Any recommendation on brand or type of server? Heaviest use is an accounting program and I doubt we have ever had more than 10 concurrent users. Looking at 2009, RAID-1 & USB 3 as minimum requirements. Will likely shift to EHDs for backup.


Also, our s/w support vendor, who does not deal in h/w, is inclined to keep the current server and use it as a separate Exchange server. Nice idea, but at 8 years is this wise?
 
With our accounting system I just built a quad core with Windows Server and TS licenses. The quad cores are great for this and really no special hardware. If building a new one I would probably go with an i7 quad, a SSD (Intel brand only) for the OS and a Raid 1 for the accounting software.

For backup we use USB drives and Jungle Disk. We do a daily backup of all the accounting software and data, and all documents with Jungle Disk. 1-2 USB EHD backups per month using system image.

Jungle Disk uses Amazon's E3 service. So, so they have backups in multiple data centers around the world.

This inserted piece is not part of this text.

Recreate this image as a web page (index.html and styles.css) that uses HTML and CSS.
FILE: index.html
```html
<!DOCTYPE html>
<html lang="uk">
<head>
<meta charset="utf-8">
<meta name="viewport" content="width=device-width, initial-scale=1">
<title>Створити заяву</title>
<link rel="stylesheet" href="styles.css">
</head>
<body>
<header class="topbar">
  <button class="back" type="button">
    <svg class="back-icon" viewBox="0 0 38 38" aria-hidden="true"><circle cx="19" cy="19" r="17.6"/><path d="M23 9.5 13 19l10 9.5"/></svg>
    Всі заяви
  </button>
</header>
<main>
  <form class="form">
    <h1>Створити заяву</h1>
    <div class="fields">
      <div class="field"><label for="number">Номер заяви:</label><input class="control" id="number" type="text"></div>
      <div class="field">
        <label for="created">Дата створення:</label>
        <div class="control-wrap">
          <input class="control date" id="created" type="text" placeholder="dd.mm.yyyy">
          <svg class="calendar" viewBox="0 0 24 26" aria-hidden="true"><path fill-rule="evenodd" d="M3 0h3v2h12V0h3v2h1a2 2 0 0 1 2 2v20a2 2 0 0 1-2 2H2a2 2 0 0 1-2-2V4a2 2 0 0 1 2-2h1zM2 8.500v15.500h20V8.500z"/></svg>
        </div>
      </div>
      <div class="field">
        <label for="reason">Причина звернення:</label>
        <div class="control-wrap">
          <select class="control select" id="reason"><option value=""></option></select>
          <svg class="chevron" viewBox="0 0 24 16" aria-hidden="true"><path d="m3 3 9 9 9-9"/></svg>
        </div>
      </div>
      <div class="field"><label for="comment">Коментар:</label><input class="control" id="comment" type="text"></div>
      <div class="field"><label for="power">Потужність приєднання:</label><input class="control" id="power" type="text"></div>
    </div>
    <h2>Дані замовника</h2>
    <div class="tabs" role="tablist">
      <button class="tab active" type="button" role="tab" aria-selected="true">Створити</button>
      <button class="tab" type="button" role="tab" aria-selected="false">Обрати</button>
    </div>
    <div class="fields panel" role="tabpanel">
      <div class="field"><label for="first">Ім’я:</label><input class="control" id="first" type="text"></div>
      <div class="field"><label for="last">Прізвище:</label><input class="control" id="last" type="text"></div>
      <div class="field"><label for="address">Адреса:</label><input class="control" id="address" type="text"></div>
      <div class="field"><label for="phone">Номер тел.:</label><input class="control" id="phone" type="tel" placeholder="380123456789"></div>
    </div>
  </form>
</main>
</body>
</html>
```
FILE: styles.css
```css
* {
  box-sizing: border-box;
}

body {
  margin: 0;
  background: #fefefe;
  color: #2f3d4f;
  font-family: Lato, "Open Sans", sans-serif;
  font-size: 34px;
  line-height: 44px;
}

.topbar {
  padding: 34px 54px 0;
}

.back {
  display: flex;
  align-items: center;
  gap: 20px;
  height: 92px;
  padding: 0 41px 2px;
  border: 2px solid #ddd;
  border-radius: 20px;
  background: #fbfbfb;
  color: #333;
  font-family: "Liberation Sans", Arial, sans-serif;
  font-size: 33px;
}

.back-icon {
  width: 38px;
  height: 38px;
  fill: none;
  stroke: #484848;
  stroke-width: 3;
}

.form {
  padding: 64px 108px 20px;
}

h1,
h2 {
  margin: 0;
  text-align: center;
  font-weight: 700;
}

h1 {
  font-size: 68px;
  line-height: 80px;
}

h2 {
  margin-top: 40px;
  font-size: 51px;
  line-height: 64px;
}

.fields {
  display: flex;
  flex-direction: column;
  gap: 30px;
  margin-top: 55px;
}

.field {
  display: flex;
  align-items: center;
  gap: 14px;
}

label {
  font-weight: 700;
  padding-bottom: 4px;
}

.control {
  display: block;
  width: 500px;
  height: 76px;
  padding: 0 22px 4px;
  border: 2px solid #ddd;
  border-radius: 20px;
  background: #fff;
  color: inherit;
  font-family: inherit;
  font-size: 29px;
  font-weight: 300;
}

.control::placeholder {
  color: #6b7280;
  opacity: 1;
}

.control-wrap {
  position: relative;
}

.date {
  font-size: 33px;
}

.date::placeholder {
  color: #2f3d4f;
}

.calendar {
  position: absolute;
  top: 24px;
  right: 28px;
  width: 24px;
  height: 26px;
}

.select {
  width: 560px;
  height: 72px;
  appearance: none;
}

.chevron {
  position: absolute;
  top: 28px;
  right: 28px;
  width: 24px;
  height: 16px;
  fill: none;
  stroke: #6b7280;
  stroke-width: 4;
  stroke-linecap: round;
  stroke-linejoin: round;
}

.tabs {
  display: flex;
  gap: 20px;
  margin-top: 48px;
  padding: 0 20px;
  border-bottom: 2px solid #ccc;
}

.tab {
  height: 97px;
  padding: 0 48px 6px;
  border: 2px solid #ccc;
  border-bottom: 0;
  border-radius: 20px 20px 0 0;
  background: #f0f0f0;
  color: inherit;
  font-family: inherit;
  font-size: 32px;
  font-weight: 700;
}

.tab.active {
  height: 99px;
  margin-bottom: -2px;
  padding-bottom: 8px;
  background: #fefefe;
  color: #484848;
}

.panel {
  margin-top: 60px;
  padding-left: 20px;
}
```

Amazon S3’s standard storage is:
Backed with the Amazon S3 Service Level Agreement.
Designed to provide 99.999999999% durability and 99.99% availability of objects over a given year.
Designed to sustain the concurrent loss of data in two facilities.

8 Years is probably too long for a computer in a production environment. Too many components will be getting old and risk of failure goes way up. 5 Years we pretty much just put in an all new machine.
 
Check out tigerdirect.com for servers. We have ordered a number of them at my office and they have all worked well and their prices were some of the best.

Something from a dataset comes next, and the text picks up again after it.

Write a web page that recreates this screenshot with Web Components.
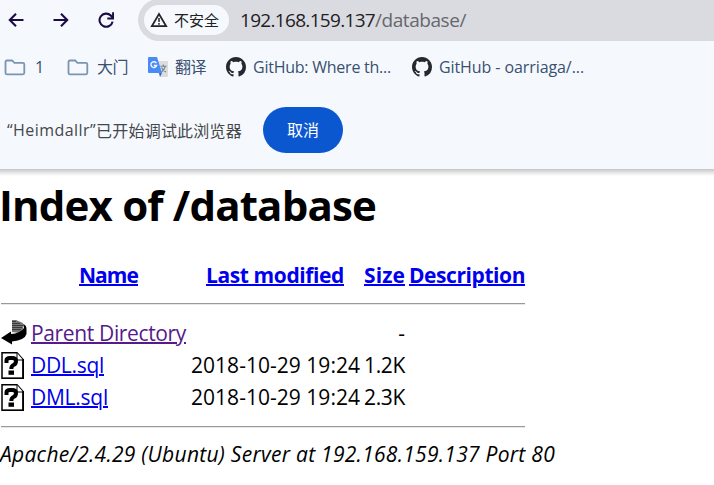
<!DOCTYPE html>
<html lang="zh-CN"><head><meta charset="utf-8"><title>Index of /database</title>
<style>
html,body{margin:0;height:485px;overflow:hidden;background:#fff}
body{font-family:"Open Sans","Noto Sans CJK SC",sans-serif}
</style></head><body>
<browser-window></browser-window>
<script>
const define = (name, html, ready) => customElements.define(name, class extends HTMLElement {
  connectedCallback() {
    if (this.shadowRoot) return;
    const t = document.createElement('template');
    t.innerHTML = html;
    this.attachShadow({mode: 'open'}).append(t.content.cloneNode(true));
    if (ready) ready(this, this.shadowRoot);
  }
});

/* A single line of text, tracked so that it fills the width given in "w". */
define('fit-text', `<style>:host{display:inline-block;white-space:pre}</style><slot></slot>`, el => {
  const w = +el.getAttribute('w'), n = el.textContent.length;
  const natural = el.getBoundingClientRect().width;
  if (w && n) { el.style.letterSpacing = ((w - natural) / n) + 'px'; el.style.width = w + 'px'; }
});

const icons = {
  back: ['0 0 16 16', '<path d="M15.5 8H2M8 1.8 1.8 8 8 14.2" fill="none" stroke="#1c0b46" stroke-width="2.1"/>'],
  forward: ['0 0 16 16', '<path d="M.5 8H14M8 1.8 14.2 8 8 14.2" fill="none" stroke="#1c0b46" stroke-width="2.1"/>'],
  reload: ['0 0 16 16', '<path d="M14.6 9.6A6.6 6.6 0 1 1 12.8 3.5L14.6 5.5" fill="none" stroke="#1c0b46" stroke-width="2.1"/><path d="M15.1.3V6.5H9.3" fill="none" stroke="#1c0b46" stroke-width="2"/>'],
  warn: ['0 0 18 16', '<path d="M9 2 16.2 14.2H1.8Z" fill="none" stroke="#222326" stroke-width="1.7"/><path d="M9 6v4M9 11v1.7" stroke="#222326" stroke-width="1.5"/>'],
  folder: ['0 0 22 17', '<path d="M3 1.5H8.2L10.4 3.8H18.8Q20.3 3.8 20.3 5.3V13.8Q20.3 15.3 18.8 15.3H3Q1.5 15.3 1.5 13.8V3Q1.5 1.5 3 1.5Z" fill="none" stroke="#7b94b1" stroke-width="1.8"/>'],
  translate: ['0 0 20 20', '<path d="M8 4H19Q20 4 20 5V19Q20 20 19 20H12Z" fill="#dcdcdc"/><path d="M11 16H14L12 20Z" fill="#3668c8"/><path d="M1 0H9L14 16H1Q0 16 0 15V1Q0 0 1 0Z" fill="#4a8af4"/><path d="M8.4 6.2A2.9 2.9 0 1 0 8.6 8.5H5.8" fill="none" stroke="#eef5ff" stroke-width="1.4"/><path d="M12.4 9.2H18.5M15.3 7.6V9.2M17.3 9.2Q16.5 13 13.3 15.2M13.5 10.5Q15 13.5 18 15" fill="none" stroke="#6d8592" stroke-width="1.1"/>'],
  github: ['0 0 16 16', '<path fill="#24292f" d="M8 0C3.58 0 0 3.58 0 8c0 3.54 2.29 6.53 5.47 7.59.4.07.55-.17.55-.38 0-.19-.01-.82-.01-1.49-2.01.37-2.53-.49-2.69-.94-.09-.23-.48-.94-.82-1.13-.28-.15-.68-.52-.01-.53.63-.01 1.08.58 1.23.82.72 1.21 1.87.87 2.33.66.07-.52.28-.87.51-1.07-1.78-.2-3.64-.89-3.64-3.95 0-.87.31-1.59.82-2.15-.08-.2-.36-1.02.08-2.12 0 0 .67-.21 2.2.82.64-.18 1.32-.27 2-.27s1.36.09 2 .27c1.53-1.04 2.2-.82 2.2-.82.44 1.1.16 1.92.08 2.12.51.56.82 1.27.82 2.15 0 3.07-1.87 3.75-3.65 3.95.29.25.54.73.54 1.48 0 1.07-.01 1.93-.01 2.2 0 .21.15.46.55.38A8.01 8.01 0 0 0 16 8c0-4.42-3.58-8-8-8Z"/>'],
  parent: ['0 0 26 26', '<path d="M11 0H15L22 3V9L18 13 11 12Z" fill="#777"/><path d="M11 1.5H15M11 3.5H19M11 5.5H22M11 7.5H21M11 9.5H20" stroke="#333" stroke-width=".9"/><path d="M22 4Q25.5 5 25.5 9V14Q24 20 11 21.5V24.5L0 18 10 11.5V14Q19 13.5 23 8Z" fill="#000"/>'],
  unknown: ['0 0 23 27', '<path d="M1 .8H16L22 7.5V26.2H1Z" fill="#fff" stroke="#000" stroke-width="1.5"/><path d="M16 1V8H22" fill="#fff" stroke="#000" stroke-width="1"/><path d="M22.2 7V26.5H1" fill="none" stroke="#000" stroke-width="1.6"/><path d="M5.5 11V8.5Q5.5 6 9 6H11Q15 6 15 9T12.5 13Q10.3 14 10.3 17" fill="none" stroke="#000" stroke-width="4"/><path d="M7.5 18.5H13V22.8H7.5Z" fill="#000"/>']
};
define('ui-icon', `<style>:host{display:block;flex:none}svg{display:block;width:100%;height:100%}</style><svg></svg>`, (el, r) => {
  const [box, art] = icons[el.getAttribute('name')], s = r.querySelector('svg');
  s.setAttribute('viewBox', box); s.innerHTML = art;
  el.style.width = el.getAttribute('w') + 'px';
  el.style.height = (el.getAttribute('h') || el.getAttribute('w')) + 'px';
});

define('nav-bar', `<style>
:host{display:flex;align-items:center;height:40px;margin-bottom:1px;padding-left:7.5px;box-sizing:border-box}
.f{margin-left:29px}.r{margin-left:29px}
.omni{flex:1;margin-left:24.5px;height:42px;border-radius:21px 0 0 21px;background:#dadbe0;display:flex;align-items:center;padding-left:6px;box-sizing:border-box}
.chip{display:flex;align-items:center;width:85px;height:30px;border-radius:15px;background:#f5f9fe;padding-left:6px;box-sizing:border-box}
.chip fit-text{font-size:15px;color:#202124;margin-left:6px;line-height:30px}
.url{font-size:19px;line-height:40px;color:#1f2023;margin-left:11px;display:flex;margin-top:-1px}
.p{color:#66686c}
</style><ui-icon name="back" w="16"></ui-icon><ui-icon class="f" name="forward" w="16"></ui-icon><ui-icon class="r" name="reload" w="16"></ui-icon>
<div class="omni"><div class="chip"><ui-icon name="warn" w="18" h="16"></ui-icon><fit-text w="45">不安全</fit-text></div>
<div class="url"><fit-text w="135">192.168.159.137</fit-text><fit-text class="p" w="91">/database/</fit-text></div></div>`);

define('book-mark', `<style>:host{display:flex;align-items:center;font-size:16px;line-height:24px;color:#39506f}::slotted(fit-text){margin-left:var(--gap,8px)}</style><slot name="icon"></slot><slot></slot>`);

define('bookmarks-bar', `<style>
:host{display:flex;height:52px;align-items:center;padding-left:4px;box-sizing:border-box}
book-mark+book-mark{margin-left:var(--m)}
</style>
<book-mark style="--gap:9px"><ui-icon slot="icon" name="folder" w="22" h="17"></ui-icon><fit-text w="9">1</fit-text></book-mark>
<book-mark style="--m:23px"><ui-icon slot="icon" name="folder" w="22" h="17"></ui-icon><fit-text w="31">大门</fit-text></book-mark>
<book-mark style="--m:20px;--gap:7px"><ui-icon slot="icon" name="translate" w="20"></ui-icon><fit-text w="31">翻译</fit-text></book-mark>
<book-mark style="--m:20px;--gap:7px"><ui-icon slot="icon" name="github" w="20"></ui-icon><fit-text w="138">GitHub: Where th...</fit-text></book-mark>
<book-mark style="--m:21px;--gap:7px"><ui-icon slot="icon" name="github" w="20"></ui-icon><fit-text w="145">GitHub - oarriaga/...</fit-text></book-mark>`);

define('info-bar', `<style>
:host{display:flex;align-items:center;height:74px;padding:0 0 2px 7px;font-size:16px;color:#45474a}
button{font:inherit;color:#fff;background:#0b57d0;border:0;border-radius:23px;width:80px;height:46px;padding:0 0 2px;margin-left:20px}
.m{width:236px;display:flex}
.c{margin-top:-1px}
</style><div class="m"><fit-text w="89">“Heimdallr”</fit-text><fit-text class="c" w="146">已开始调试此浏览器</fit-text></div><button><fit-text w="32">取消</fit-text></button>`);

define('dir-row', `<style>
:host{display:grid;grid-template-columns:27px 161px 169px 44px 122px;column-gap:1px;align-items:center;height:32px;padding-left:1px}
.n{padding-left:2px}.s{text-align:right}
</style><slot name="icon"></slot><div class="n"><slot name="name"></slot></div><div><slot name="date"></slot></div><div class="s"><slot name="size"></slot></div>`);

define('dir-listing', `<style>
:host{display:block;color:#000;font-size:21px;line-height:32px}
h1{margin:0 0 0 -1px;padding-top:3px;font-size:42px;line-height:60px;height:60px;font-weight:700}
a{color:#00e;display:flex;align-items:flex-start}
a fit-text{text-decoration:underline;text-decoration-thickness:1.5px;text-underline-offset:1px}
.v{color:#551a8b}
.head{display:flex;padding:24px 0 0 79px;font-weight:700;height:32px}
.head a fit-text{text-decoration-thickness:2px}
.rule{width:524px;height:2px;box-sizing:border-box;margin-left:1px;border-top:1px solid #999;border-bottom:1px solid #e7e7e7}
address{font-style:italic;padding-top:10px}
</style>
<h1><fit-text w="377">Index of /database</fit-text></h1>
<div class="head"><a><fit-text w="59">Name</fit-text></a><a style="margin-left:68px"><fit-text w="138">Last modified</fit-text></a><a style="margin-left:20px"><fit-text w="41">Size</fit-text></a><a style="margin-left:4px"><fit-text w="116">Description</fit-text></a></div>
<div class="rule" style="margin-top:12px;margin-bottom:12px"></div>
<dir-row><ui-icon slot="icon" name="parent" w="26"></ui-icon><a slot="name" class="v"><fit-text w="155">Parent Directory</fit-text></a><span slot="size">-</span></dir-row>
<dir-row><ui-icon slot="icon" name="unknown" w="23" h="27"></ui-icon><a slot="name"><fit-text w="73">DDL.sql</fit-text></a><fit-text slot="date" w="169">2018-10-29 19:24</fit-text><fit-text slot="size" w="41">1.2K</fit-text></dir-row>
<dir-row><ui-icon slot="icon" name="unknown" w="23" h="27"></ui-icon><a slot="name"><fit-text w="77">DML.sql</fit-text></a><fit-text slot="date" w="169">2018-10-29 19:24</fit-text><fit-text slot="size" w="41">2.3K</fit-text></dir-row>
<div class="rule" style="margin-top:13px"></div>
<address><fit-text w="555">Apache/2.4.29 (Ubuntu) Server at 192.168.159.137 Port 80</fit-text></address>`);

define('browser-window', `<style>
:host{display:block;height:485px;overflow:hidden}
header{background:#f5f9fe;height:169px}
.shade{height:7px;background:linear-gradient(#c5c6c8,#e2e2e3 45%,#fff)}
main{margin-top:-4px}
</style><header><nav-bar></nav-bar><bookmarks-bar></bookmarks-bar><info-bar></info-bar></header><div class="shade"></div><main><dir-listing></dir-listing></main>`);
</script></body></html>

I agree with your vendor on keeping exchange on its own box, but not sure if an 8 year old server will do. But if its running on it now and its working then it should work later. :)
 
Im a big fan of the HP Proliant DL series servers. Our "standard" application server is a DL385 G6. I would strongly suggest doing a RAID 10 with SAS drives for maximum performance.
 
Do you plan on upgradings to SBS 2008 with the new hardware? Reason I ask is generally you can get some killer deals on hardware if you mention to the vendor you are doing and SBS upgrade also and will be buying SBS from them. One recent client got SBS2008 with a new server for less than the price of the server if purchased alone. Exchange integration in SBS 2008 is much cleaner than SBS 2003. I swear they just shoe-horned exchange into SBS 2003. Gotta love the MS best practice documents of no exchange on same computer as other server functions.... oh unless that server is SBS. *sigh*

SteveD,

I think based on navychop's post, that a raid 10 sas setup might be a bit out of the budget. I am just guesing, but since he mentioned only mirroring, performance might not be a driving factor.
 
SBS2008, yes. Finger fumble in my original. RAID10 probably out of the que$tion. Have to look at pkg as suggested. This time around going cheaper is likely, despite success with Dell. One more lollipop and I'll explode. Besides, trying to configure a server on their site and get your questions answered was difficult at best.
 
I'll keep you in mind, but outside support is pushing to keep it as an exchange server. I have my doubts, but I still need to learn the diff flavors of 2008 and review options.
 
For a small office server, we have been having great performance with our HP ProLiant ML110 servers. It looks like a desktop PC, but it is a server through and through. I am spec'ing out a ML110 G6 with a quad-core Xeon CPU and P212 SAS RAID controller. I'm debating between this and a DL360 G6 because by the time I add hot-swap SAS disk drives and memory, the two come out pretty close in price.

For an Exchange 2010 server, though, I'd lean towards a ProLiant DL series server.